17 jul, 2017 - 07:55 • João Carlos Malta (texto), Joana Bourgard (imagem)
Pedrógão, um mês depois do inferno:
Ao andar pelas estradas dos três concelhos fustigados pelo fogo que há um mês matou 64 pessoas e feriu mais de 200, começa-se a ver nas beiradas da floresta o verde a despontar. Ainda tímido. É a vegetação rasteira que começa a contrastar com as milhares e milhares de árvores que o fogo pintou de preto. A natureza dá os primeiros sinais de recuperação. Um mês depois, também as pessoas começam a reerguer-se. Lentamente. Com dificuldades. Renascer das cinzas não é nada fácil.
A Renascença voltou a Pedrógão Grande, Castanheira de Pera e Figueiró dos Vinhos para acompanhar a história de três pessoas que perderam. E a perda neste incêndio teve tantas e tantas formas. Demasiadas.
Maximiano ficou sem a mãe e o pai, depois de ter salvado a sua casa. Viu morrer pessoas na estrada, uma delas que tinha visto nascer. Debate-se, um mês depois, com pensamentos: podia ter feito mais?
“É chato pensar que se tenho ido mais cedo os podia salvar [aos pais] e eles tinham outro tipo de morte, sem tanto sofrimento. A partir daí, uma pessoa tem de fazer um dia atrás do outro”, diz.
Mas, pondo alguma razão nas opções que tomou naquele dia, convence-se de que fez o que tinha de fazer. “Se tenho lá ido buscá-los…. Mas um gajo lá pensa que vai acontecer uma coisa destas. Tinha lá ido logo às sete e meia”, garante.
Os verdadeiros heróis do autarca
O presidente da Câmara de Pedrógão Grande, Valdemar Alves, faz um balanço positivo de um mês de auxílio às populações no pós-incêndio. A polémica dos últimos dias faz com que a visão do autarca esteja longe de ser consensual. Há muitos a falar de desorganização e de falhas no apoio às vítimas.
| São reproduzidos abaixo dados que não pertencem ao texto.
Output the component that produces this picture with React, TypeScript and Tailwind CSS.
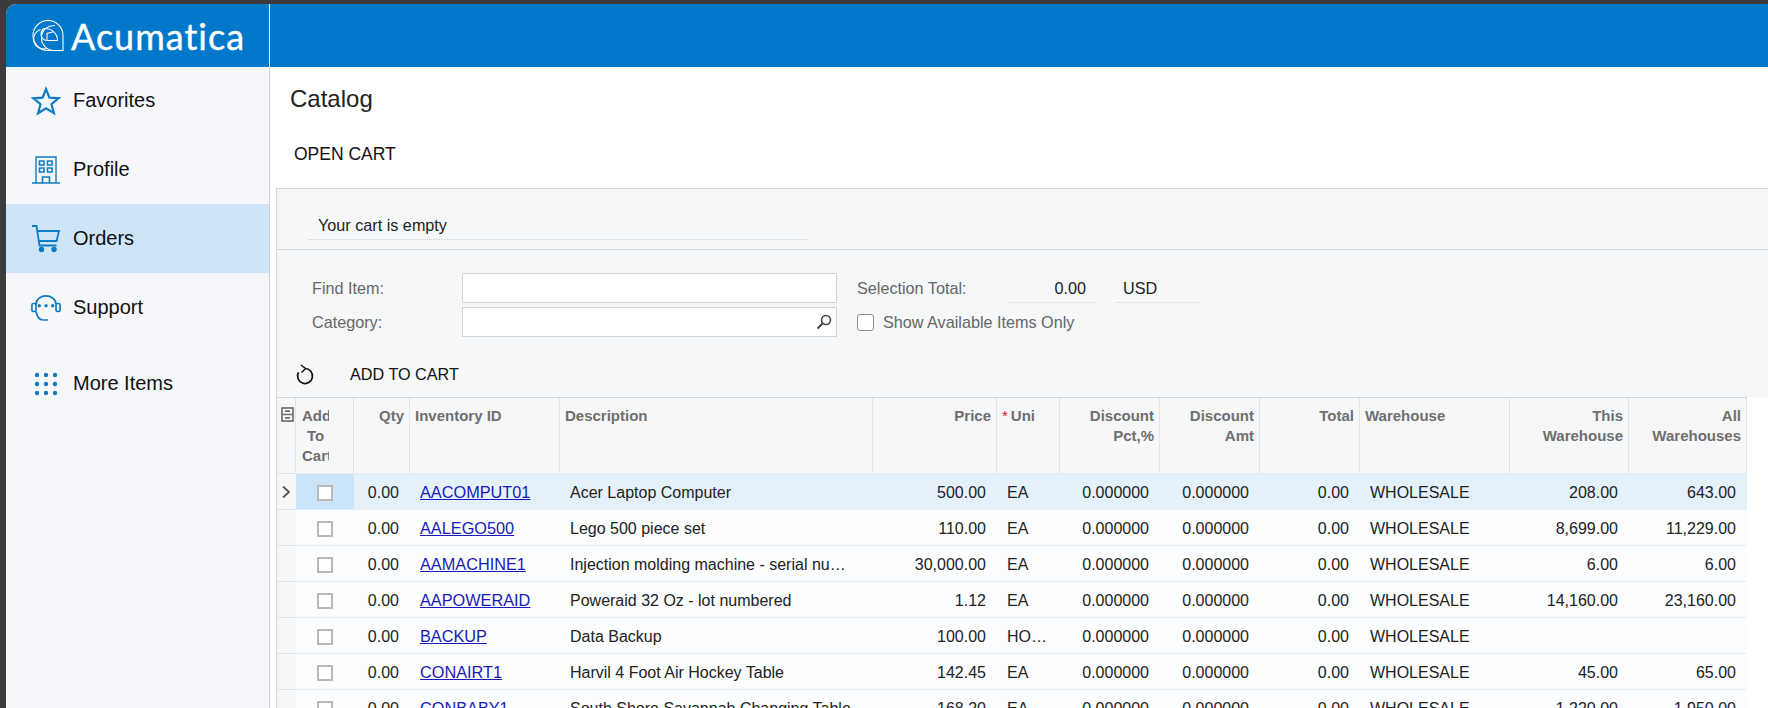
import React from 'react';

const rows = [
  { id: 'AACOMPUT01', desc: 'Acer Laptop Computer', price: '500.00', uom: 'EA', here: '208.00', all: '643.00' },
  { id: 'AALEGO500', desc: 'Lego 500 piece set', price: '110.00', uom: 'EA', here: '8,699.00', all: '11,229.00' },
  { id: 'AAMACHINE1', desc: 'Injection molding machine - serial number', price: '30,000.00', uom: 'EA', here: '6.00', all: '6.00' },
  { id: 'AAPOWERAID', desc: 'Poweraid 32 Oz - lot numbered', price: '1.12', uom: 'EA', here: '14,160.00', all: '23,160.00' },
  { id: 'BACKUP', desc: 'Data Backup', price: '100.00', uom: 'HOUR', here: '', all: '' },
  { id: 'CONAIRT1', desc: 'Harvil 4 Foot Air Hockey Table', price: '142.45', uom: 'EA', here: '45.00', all: '65.00' },
  { id: 'CONBABY1', desc: 'South Shore Savannah Changing Table', price: '168.20', uom: 'EA', here: '1,220.00', all: '1,950.00' },
];

const StarIcon = () => (
  <svg width="30" height="30" viewBox="0 0 30 30" fill="none" stroke="#0f7cc4" strokeWidth="2.2" strokeLinejoin="miter">
    <path d="M15 3l3.4 8.6 9.3.6-7.2 5.9 2.4 9.1L15 22.3l-7.9 5 2.4-9.1-7.2-5.9 9.3-.6z" />
  </svg>
);

const BuildingIcon = () => (
  <svg width="30" height="30" viewBox="0 0 30 30" fill="none" stroke="#0f7cc4" strokeWidth="1.4">
    <path d="M5 28V2h20v26M1 28h28" />
    <path d="M8.5 6h4.5v4H8.500zM16.500 6H21v4h-4.500zM8.500 13H13v4H8.500zM16.500 13H21v4h-4.500zM11.500 28v-6h7v6" strokeWidth="1.6" />
  </svg>
);

const CartIcon = () => (
  <svg width="30" height="30" viewBox="0 0 30 30" fill="none" stroke="#0f7cc4" strokeWidth="1.8">
    <path d="M1 2h4.500l3 19.500h17" />
    <path d="M6.500 7H28l-2.500 10H8" />
    <circle cx="10.500" cy="25.500" r="1.800" fill="#0f7cc4" />
    <circle cx="23" cy="25.500" r="1.800" fill="#0f7cc4" />
  </svg>
);

const HeadsetIcon = () => (
  <svg width="30" height="26" viewBox="0 0 30 26" fill="none" stroke="#0f7cc4" strokeWidth="1.7">
    <path d="M5 9.500C5 4 10 .9 15 .9S25 4 25 9.500" />
    <rect x=".9" y="8.500" width="4.100" height="8" rx="1.500" />
    <rect x="25" y="8.500" width="4.100" height="8" rx="1.500" />
    <path d="M5 16.500C6 21 8 25 12 25h5" />
    <circle cx="8.300" cy="10.700" r="1.700" fill="#0f7cc4" stroke="none" />
    <circle cx="15" cy="10.700" r="1.700" fill="#0f7cc4" stroke="none" />
    <circle cx="21.700" cy="10.700" r="1.700" fill="#0f7cc4" stroke="none" />
  </svg>
);

const DotsIcon = () => (
  <svg width="24" height="24" viewBox="0 0 24 24" fill="#0f7cc4">
    {[3, 12, 21].map((y) =>
      [3, 12, 21].map((x) => <circle key={`${x}-${y}`} cx={x} cy={y} r="2.200" />)
    )}
  </svg>
);

const LogoMark = () => (
  <svg width="32" height="32" viewBox="0 0 32 32" fill="none" stroke="#fff" strokeWidth="1.100">
    <path d="M31 30.500H16A15 15 0 1 1 31 15.500Z" />
    <path d="M21 30.500A12.500 12.500 0 1 1 23 5.500" />
    <path d="M14.500 28.500A9.500 9.500 0 0 1 8.500 9.500" />
    <path d="M12 8.500C20 8 25.500 14 25.500 20.500H15C11.500 20.500 9 17.500 9 14.500C9 12 10 10 12 8.500Z" />
    <path d="M15 20.500V13.500L21.500 11.800" />
  </svg>
);

const navItems = [
  { label: 'Favorites', icon: <StarIcon />, h: 'h-[68px]', active: false },
  { label: 'Profile', icon: <BuildingIcon />, h: 'h-[69px]', active: false },
  { label: 'Orders', icon: <CartIcon />, h: 'h-[69px]', active: true },
  { label: 'Support', icon: <HeadsetIcon />, h: 'h-[69px]', active: false },
  { label: 'More Items', icon: <DotsIcon />, h: 'h-[84px]', active: false },
];

const Sidebar = () => (
  <aside className="w-[264px] shrink-0 border-r border-[#cfd3d7] bg-[#f5f7fa]">
    {navItems.map((item) => (
      <div key={item.label} className={`flex items-center ${item.h} ${item.active ? 'bg-[#cde5f7]' : ''}`}>
        <div className="flex w-[67px] shrink-0 justify-center pl-[13px] pr-[1px]">{item.icon}</div>
        <span className="pb-[2px] text-[20px] text-[#111]">{item.label}</span>
      </div>
    ))}
  </aside>
);

const headCell = 'border-r border-[#e1e4e7] px-[5px] pt-[8px] align-top text-[15px] font-bold leading-[20px] text-[#6f6f6f]';
const cell = 'overflow-hidden truncate pl-[10px] pr-[11px] pt-[2px] text-[16px] text-[#222]';

const CatalogTable = () => (
  <table className="w-[1470px] table-fixed border-separate border-spacing-0 border-t border-[#d3d6d9]">
    <colgroup>
      <col className="w-[19px]" />
      <col className="w-[58px]" />
      <col className="w-[56px]" />
      <col className="w-[150px]" />
      <col className="w-[313px]" />
      <col className="w-[124px]" />
      <col className="w-[63px]" />
      <col className="w-[100px]" />
      <col className="w-[100px]" />
      <col className="w-[100px]" />
      <col className="w-[150px]" />
      <col className="w-[119px]" />
      <col className="w-[118px]" />
    </colgroup>
    <thead>
      <tr className="h-[75px] bg-[#f5f7f9]">
        <th className="border-r border-[#e1e4e7] pt-[9px] align-top">
          <svg className="ml-[4px]" width="13" height="15" viewBox="0 0 13 15" fill="none" stroke="#6f6f6f" strokeWidth="1.700">
            <rect x="1" y="1" width="11" height="13" />
            <path d="M1 7.500h11M4 4.200h5M4 10.800h5" />
          </svg>
        </th>
        <th className={`${headCell} !pl-[6px]`}>
          <div className="w-[27px] overflow-hidden text-center">Add To Cart</div>
        </th>
        <th className={`${headCell} text-right`}>Qty</th>
        <th className={`${headCell} text-left`}>Inventory ID</th>
        <th className={`${headCell} text-left`}>Description</th>
        <th className={`${headCell} text-right`}>Price</th>
        <th className={`${headCell} text-left`}>
          <span className="mr-[3px] font-normal text-[#e0192d]">*</span>Uni
        </th>
        <th className={`${headCell} text-right`}>Discount Pct,%</th>
        <th className={`${headCell} text-right`}>Discount Amt</th>
        <th className={`${headCell} text-right`}>Total</th>
        <th className={`${headCell} text-left`}>Warehouse</th>
        <th className={`${headCell} text-right`}>This Warehouse</th>
        <th className={`${headCell} text-right`}>All Warehouses</th>
      </tr>
    </thead>
    <tbody>
      {rows.map((r, i) => {
        const on = i === 0;
        const base = `h-[36px] border-t border-[#e3edf3] ${on ? 'bg-[#e4f1fb]' : 'bg-[#fbfdfe]'}`;
        return (
          <tr key={r.id}>
            <td className="h-[36px] border-t border-[#e1e4e7] bg-[#f5f7f9] pt-[1px] text-center align-middle">
              {on && (
                <svg className="ml-[4px]" width="10" height="14" viewBox="0 0 10 14" fill="none" stroke="#555" strokeWidth="1.800">
                  <path d="M2 1.500L8 7l-6 5.500" />
                </svg>
              )}
            </td>
            <td className={`h-[36px] border-t border-[#e3edf3] pt-[2px] align-middle ${on ? 'bg-[#cce4f7]' : 'bg-[#fbfdfe]'}`}>
              <div className="mx-auto h-[16px] w-[16px] border-2 border-[#b9b9b9] bg-white" />
            </td>
            <td className={`${base} ${cell} text-right`}>0.00</td>
            <td className={`${base} ${cell}`}>
              <a href="#" className="text-[16.300px] text-[#1a1ab8] underline">{r.id}</a>
            </td>
            <td className={`${base} ${cell} !pr-[17px]`}>{r.desc}</td>
            <td className={`${base} ${cell} text-right`}>{r.price}</td>
            <td className={`${base} ${cell}`}>{r.uom}</td>
            <td className={`${base} ${cell} text-right`}>0.000000</td>
            <td className={`${base} ${cell} text-right`}>0.000000</td>
            <td className={`${base} ${cell} text-right`}>0.00</td>
            <td className={`${base} ${cell}`}>WHOLESALE</td>
            <td className={`${base} ${cell} text-right`}>{r.here}</td>
            <td className={`${base} ${cell} text-right`}>{r.all}</td>
          </tr>
        );
      })}
    </tbody>
  </table>
);

const App: React.FC = () => {
  return (
    <div className="h-[708px] overflow-hidden bg-[#3b3b3b] pl-[6px] pt-[4px] font-['Liberation_Sans',Arial,sans-serif]">
      <div className="flex h-[704px] flex-col overflow-hidden rounded-tl-[10px] bg-white">
        <header className="flex h-[63px] shrink-0 bg-[#0078c9]">
          <div className="flex w-[264px] items-center border-r border-[#e8f2fa] pl-[26px]">
            <LogoMark />
            <span className="ml-[7px] font-['Lato',sans-serif] text-[36px] leading-none tracking-[1px] text-white [-webkit-text-stroke:0.4px_white]">Acumatica</span>
          </div>
        </header>

        <div className="flex min-h-0 flex-1">
          <Sidebar />

          <main className="min-w-0 flex-1">
            <h1 className="flex h-[64px] items-center pl-[20px] text-[24px] font-normal text-[#222]">Catalog</h1>
            <div className="flex h-[44px] items-center pl-[24px] pt-[2px] text-[17.500px] text-[#111]">OPEN CART</div>

            <section className="ml-[6px] mt-[13px] border-l border-[#d3d6d9]">
              <div className="h-[62px] border-b border-t border-[#d3d6d9] bg-[#f5f7f9] pl-[31px] pt-[26px]">
                <div className="h-[25px] w-[500px] border-b border-dotted border-[#d0d3d6] pl-[10px] text-[16.200px] leading-[20px] text-[#222]">
                  Your cart is empty
                </div>
              </div>

              <div className="bg-[#f5f7f9] pl-[35px] pt-[23px] text-[16.200px] text-[#666]">
                <div className="flex h-[30px] items-center">
                  <label className="w-[150px]">Find Item:</label>
                  <input className="h-[30px] w-[375px] border border-[#cfd3d6] bg-white" />
                  <span className="ml-[20px] w-[151px]">Selection Total:</span>
                  <span className="h-[30px] w-[87px] border-b border-dotted border-[#d0d3d6] pr-[9px] text-right leading-[30px] text-[#222]">0.00</span>
                  <span className="ml-[21px] h-[30px] w-[84px] border-b border-dotted border-[#d0d3d6] pl-[7px] leading-[30px] text-[#222]">USD</span>
                </div>
                <div className="mt-[4px] flex h-[30px] items-center">
                  <label className="w-[150px]">Category:</label>
                  <div className="flex h-[30px] w-[375px] items-center justify-end border border-[#cfd3d6] bg-white pr-[3px]">
                    <svg width="18" height="18" viewBox="0 0 18 18" fill="none" stroke="#444" strokeWidth="1.600">
                      <circle cx="11" cy="7" r="4.500" />
                      <path d="M7.500 10.500L2.500 15.500" strokeWidth="2" />
                    </svg>
                  </div>
                  <div className="ml-[20px] h-[17px] w-[17px] rounded-[3px] border border-[#8c8c8c] bg-white" />
                  <span className="ml-[9px]">Show Available Items Only</span>
                </div>

                <div className="mt-[17px] flex h-[43px] items-center pb-[2px]">
                  <svg className="-ml-[17px]" width="20" height="22" viewBox="0 0 20 22" fill="none" stroke="#111" strokeWidth="1.700">
                    <path d="M10 4.500A7.500 7.500 0 1 1 3.500 8.250" />
                    <path d="M6 1l4.500 3.500-4 4" strokeWidth="1.500" />
                  </svg>
                  <span className="ml-[35px] text-[16.200px] text-[#111]">ADD TO CART</span>
                </div>
              </div>

              <CatalogTable />
            </section>
          </main>
        </div>
      </div>
    </div>
  );
};

export default App;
Mas há uma certeza: as cicatrizes vão permanecer. Muitos dos que viveram com mais intensidade o terror das chamas sentiram o abandono do Estado na hora da aflição.
“O grande sentimento das pessoas, e estavam muito afectadas por isso, era em relação à falta de homens e de carros de bombeiros. Isso foi uma realidade. É muito triste e é muito grave, mas o facto é que não havia maneira de lá chegar”, lembra.
Aproveita para fazer uma ode aos sobreviventes. “Para mim os grandes heróis e os grandes bombeiros foram essas pessoas que não tiveram carros de bombeiros, nem água, e conseguiram por outros meios, que eu nem imagino, proteger e salvar as suas casas”, enfatiza.
Sem tecto aos 79 anos
Ti Rosalina sobreviveu e agradece a Deus por isso. Mas não conseguiu que a casa, na aldeia da Figueira, em Pedrógão, ficasse de pé. Aos 79 anos tem agora uma nova provação numa vida já cheia de dramas.
Agora só quer que a casa que lhe está prometida esteja pronta tão rápido quanto possível. Não pede muito. “Só quero que me façam uma salinha, dois quartos e uma casa de banho”, enumera.
Mas até agora só promessas, ainda nada que se veja. O Presidente da República e presidente da câmara garantiram-lhe que no Natal já será passado na nova casa. Ela terá de esperar para ver.
Promessas, promessas
Do mesmo se queixa Sandra Carvalho. É gestora de uma das maiores empregadoras da região, a Serração Progresso Castanheirense, onde trabalham cerca de 50 pessoas.
Já por lá passaram comitivas de políticos e de técnicos. Já houve promessas. Mas “até agora nada”. “Estamos por nossa conta. Já houve várias reuniões e visitas, mas nada de concreto”, refere. Não sabe até quando se vão aguentar sem apoios.
Numa zona tão fustigada pela desertificação, o fogo levou vidas que se somam às dos que partiram para os grandes centros em busca de uma vida melhor. Tudo junto, as pequenas povoações dos três concelhos, segundo Valdemar Alves, já nem se podem designar como abandonadas. “São aldeias fantasma”, resume.
O autarca promete ainda assim que tudo isto vai servir para algo mudar. A começar pela floresta.
“A minha grande preocupação é a da reorganização das florestas para que não tenhamos uma floresta como a que tínhamos, que estava abafada e proporcionava a combustão. Eram pinheiros misturados com eucaliptos, com as acácias e outras árvores. Tem de haver faixas de segurança, doa a quem doer, nas estradas e nas casas, e sabermos o que vamos plantar”, defende.
A promessa está feita, mas só o futuro dirá que história se vai escrever depois da maior tragédia humana provocada por incêndios de que há memória em Portugal.